- What you will do
Give the listing again exactly, omitting its images.
--
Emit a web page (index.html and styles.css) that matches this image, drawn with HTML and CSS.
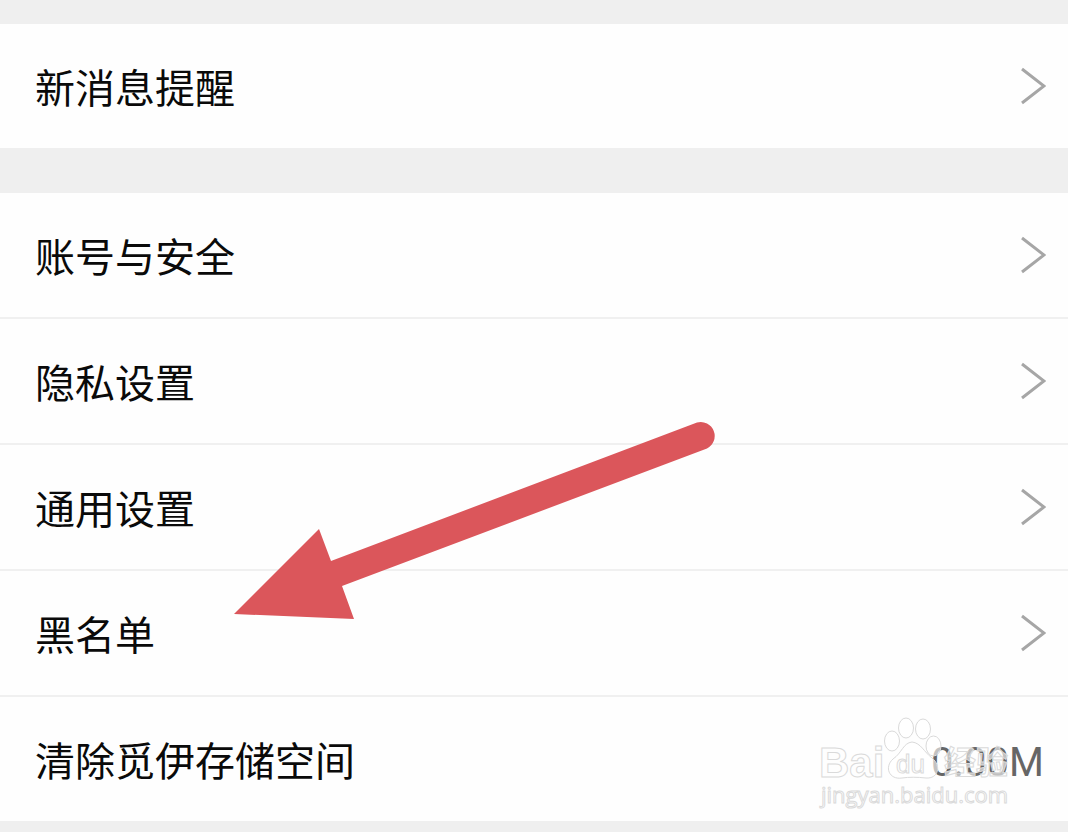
FILE: index.html
```
<!DOCTYPE html>
<html lang="zh-CN">
    <head>
        <meta charset="UTF-8" />
        <meta name="viewport" content="width=device-width, initial-scale=1" />
        <title>设置</title>
        <link rel="stylesheet" href="styles.css">
    </head>
    <body>
        <main class="settings">
            <nav class="group">
                <a class="row" href="#notifications">
                    <span>新消息提醒</span>
                    <svg class="chevron" viewBox="0 0 26 38"><path d="M2 2L24 19L2 36" /></svg>
                </a>
            </nav>

            <nav class="group">
                <a class="row" href="#account">
                    <span>账号与安全</span>
                    <svg class="chevron" viewBox="0 0 26 38"><path d="M2 2L24 19L2 36" /></svg>
                </a>
                <a class="row" href="#privacy">
                    <span>隐私设置</span>
                    <svg class="chevron" viewBox="0 0 26 38"><path d="M2 2L24 19L2 36" /></svg>
                </a>
                <a class="row" href="#general">
                    <span>通用设置</span>
                    <svg class="chevron" viewBox="0 0 26 38"><path d="M2 2L24 19L2 36" /></svg>
                </a>
                <a class="row" href="#blacklist">
                    <span>黑名单</span>
                    <svg class="chevron" viewBox="0 0 26 38"><path d="M2 2L24 19L2 36" /></svg>
                </a>
                <button class="row" type="button">
                    <span>清除觅伊存储空间</span>
                    <span class="size">0.00M</span>
                </button>

                <!-- arrow pointing at the blacklist row -->
                <svg class="arrow" viewBox="0 0 482 198" aria-hidden="true">
                    <path d="M0 193L85 108L97 140L463 1.5A14 14 0 0 1 473 27.5L108 165L120 198Z" />
                </svg>

                <svg class="watermark" viewBox="0 0 200 100" aria-hidden="true">
                    <text class="wm-name" x="1" y="62">Bai</text>
                    <ellipse cx="74" cy="26" rx="7.5" ry="10" />
                    <ellipse cx="88" cy="13" rx="7.5" ry="10" />
                    <ellipse cx="105" cy="14" rx="7.5" ry="10" />
                    <ellipse cx="115.5" cy="31" rx="7.5" ry="10" />
                    <path d="M94 27C103 28 106 37 114 43C124 51 120 64 108 63C99 62 91 62 84 63C71 65 66 52 75 44C84 38 85 28 94 27Z" />
                    <text class="wm-du" x="78" y="58">du</text>
                    <text class="wm-cn" x="126" y="59">经验</text>
                    <text class="wm-url" x="3" y="88">jingyan.baidu.com</text>
                </svg>
            </nav>
        </main>
    </body>
</html>
```
FILE: styles.css
```
body {
    margin: 0;
    background: #efefef;
    font-family: Roboto, 'Noto Sans CJK SC', sans-serif;
    font-size: 40px;
    line-height: 60px;
    color: #0a0a0a;
}

.settings {
    display: flex;
    flex-direction: column;
    gap: 45px;
    padding: 24px 0 11px;
}

.group {
    position: relative;
    background: #fefefe;
}

.row {
    display: flex;
    align-items: center;
    justify-content: space-between;
    box-sizing: border-box;
    width: 100%;
    padding: 28px 24px 28px 35px;
    border: 0;
    background: none;
    font: inherit;
    color: inherit;
    text-align: left;
    text-decoration: none;
}

.row span {
    padding-top: 8px;
}

.row + .row {
    border-top: 2px solid #f0f0f0;
}

.chevron {
    width: 26px;
    height: 38px;
    margin-right: -2px;
    fill: none;
    stroke: #a6a6a6;
    stroke-width: 3;
}

.row .size {
    color: #666;
}

.arrow {
    position: absolute;
    top: 228px;
    left: 234px;
    width: 482px;
    height: 198px;
    fill: #db565b;
}

.watermark {
    position: absolute;
    right: 50px;
    bottom: 6px;
    width: 200px;
    height: 100px;
    fill: rgba(255, 255, 255, 0.6);
    stroke: #dadada;
    stroke-width: 1;
    font-family: 'Open Sans', sans-serif;
    pointer-events: none;
}

.wm-name {
    font-family: 'Liberation Sans', sans-serif;
    font-size: 42px;
    font-weight: bold;
}

.wm-du {
    font-family: 'Liberation Sans', sans-serif;
    font-size: 26px;
}

.wm-cn {
    font-family: 'Noto Sans CJK SC', sans-serif;
    font-size: 32px;
    font-weight: bold;
}

.wm-url {
    font-size: 22px;
}
```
--
- Reply
Emit a web page (index.html and styles.css) that matches this image, drawn with HTML and CSS.
FILE: index.html
```
<!DOCTYPE html>
<html lang="zh-CN">
    <head>
        <meta charset="UTF-8" />
        <meta name="viewport" content="width=device-width, initial-scale=1" />
        <title>设置</title>
        <link rel="stylesheet" href="styles.css">
    </head>
    <body>
        <main class="settings">
            <nav class="group">
                <a class="row" href="#notifications">
                    <span>新消息提醒</span>
                    <svg class="chevron" viewBox="0 0 26 38"><path d="M2 2L24 19L2 36" /></svg>
                </a>
            </nav>

            <nav class="group">
                <a class="row" href="#account">
                    <span>账号与安全</span>
                    <svg class="chevron" viewBox="0 0 26 38"><path d="M2 2L24 19L2 36" /></svg>
                </a>
                <a class="row" href="#privacy">
                    <span>隐私设置</span>
                    <svg class="chevron" viewBox="0 0 26 38"><path d="M2 2L24 19L2 36" /></svg>
                </a>
                <a class="row" href="#general">
                    <span>通用设置</span>
                    <svg class="chevron" viewBox="0 0 26 38"><path d="M2 2L24 19L2 36" /></svg>
                </a>
                <a class="row" href="#blacklist">
                    <span>黑名单</span>
                    <svg class="chevron" viewBox="0 0 26 38"><path d="M2 2L24 19L2 36" /></svg>
                </a>
                <button class="row" type="button">
                    <span>清除觅伊存储空间</span>
                    <span class="size">0.00M</span>
                </button>

                <!-- arrow pointing at the blacklist row -->
                <svg class="arrow" viewBox="0 0 482 198" aria-hidden="true">
                    <path d="M0 193L85 108L97 140L463 1.5A14 14 0 0 1 473 27.5L108 165L120 198Z" />
                </svg>

                <svg class="watermark" viewBox="0 0 200 100" aria-hidden="true">
                    <text class="wm-name" x="1" y="62">Bai</text>
                    <ellipse cx="74" cy="26" rx="7.5" ry="10" />
                    <ellipse cx="88" cy="13" rx="7.5" ry="10" />
                    <ellipse cx="105" cy="14" rx="7.5" ry="10" />
                    <ellipse cx="115.5" cy="31" rx="7.5" ry="10" />
                    <path d="M94 27C103 28 106 37 114 43C124 51 120 64 108 63C99 62 91 62 84 63C71 65 66 52 75 44C84 38 85 28 94 27Z" />
                    <text class="wm-du" x="78" y="58">du</text>
                    <text class="wm-cn" x="126" y="59">经验</text>
                    <text class="wm-url" x="3" y="88">jingyan.baidu.com</text>
                </svg>
            </nav>
        </main>
    </body>
</html>
```
FILE: styles.css
```
body {
    margin: 0;
    background: #efefef;
    font-family: Roboto, 'Noto Sans CJK SC', sans-serif;
    font-size: 40px;
    line-height: 60px;
    color: #0a0a0a;
}

.settings {
    display: flex;
    flex-direction: column;
    gap: 45px;
    padding: 24px 0 11px;
}

.group {
    position: relative;
    background: #fefefe;
}

.row {
    display: flex;
    align-items: center;
    justify-content: space-between;
    box-sizing: border-box;
    width: 100%;
    padding: 28px 24px 28px 35px;
    border: 0;
    background: none;
    font: inherit;
    color: inherit;
    text-align: left;
    text-decoration: none;
}

.row span {
    padding-top: 8px;
}

.row + .row {
    border-top: 2px solid #f0f0f0;
}

.chevron {
    width: 26px;
    height: 38px;
    margin-right: -2px;
    fill: none;
    stroke: #a6a6a6;
    stroke-width: 3;
}

.row .size {
    color: #666;
}

.arrow {
    position: absolute;
    top: 228px;
    left: 234px;
    width: 482px;
    height: 198px;
    fill: #db565b;
}

.watermark {
    position: absolute;
    right: 50px;
    bottom: 6px;
    width: 200px;
    height: 100px;
    fill: rgba(255, 255, 255, 0.6);
    stroke: #dadada;
    stroke-width: 1;
    font-family: 'Open Sans', sans-serif;
    pointer-events: none;
}

.wm-name {
    font-family: 'Liberation Sans', sans-serif;
    font-size: 42px;
    font-weight: bold;
}

.wm-du {
    font-family: 'Liberation Sans', sans-serif;
    font-size: 26px;
}

.wm-cn {
    font-family: 'Noto Sans CJK SC', sans-serif;
    font-size: 32px;
    font-weight: bold;
}

.wm-url {
    font-size: 22px;
}
```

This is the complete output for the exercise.